Back home, Iris and her friend Blaze notice disturbing festival footage online and decide to sneak in with Luke. Meanwhile, Ash and her friends encounter chaos and unheeded warnings as zombies overrun the venue. The group struggles to survive, facing betrayals, gruesome deaths, and moral dilemmas.

Ty, increasingly unstable, threatens the group, culminating in a deadly standoff. Blaze and Luke narrowly escape an ambush by covering themselves in zombie blood. Ash and Iris reunite amidst flaming destruction, and Blaze sacrifices himself during the military’s bombing raid. Luke ultimately kills Ty to protect himself.
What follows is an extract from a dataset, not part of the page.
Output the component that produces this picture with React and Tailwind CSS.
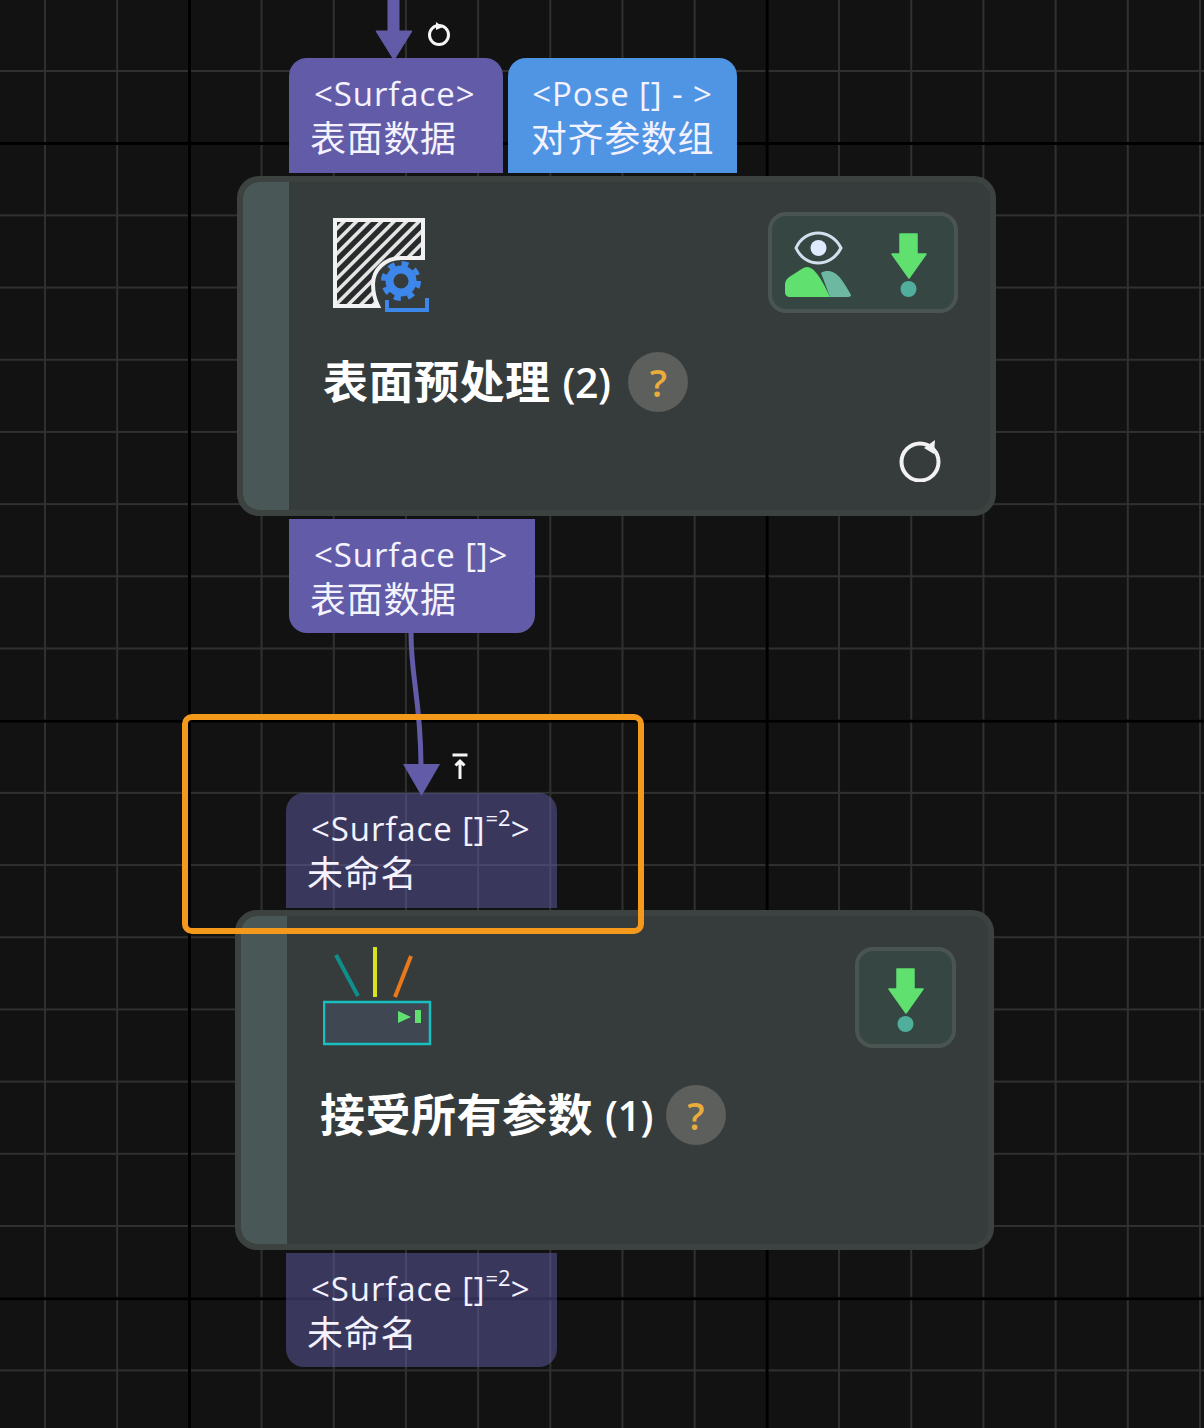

The story ends as Ash, Iris, and Luke drive away, survivors of the undead nightmare.

==Cast==
- Ashley Moore as Ash
- Camren Bicondova as Iris
- Gage Marsh as Kevin
- Maia Jae Bastidas as Lindsey
- Andre Anthony as Ty
- Keana Lyn Bastidas	as Destini
- Christian Rose	as Blaze
- Shiloh O'Reilly as Luke
- Mackenzie Gray as EMT Barclay

==Production==
The film was shot in Vancouver, British Columbia during the spring of 2023.

==Release==
The film was released on Tubi on April 5, 2024.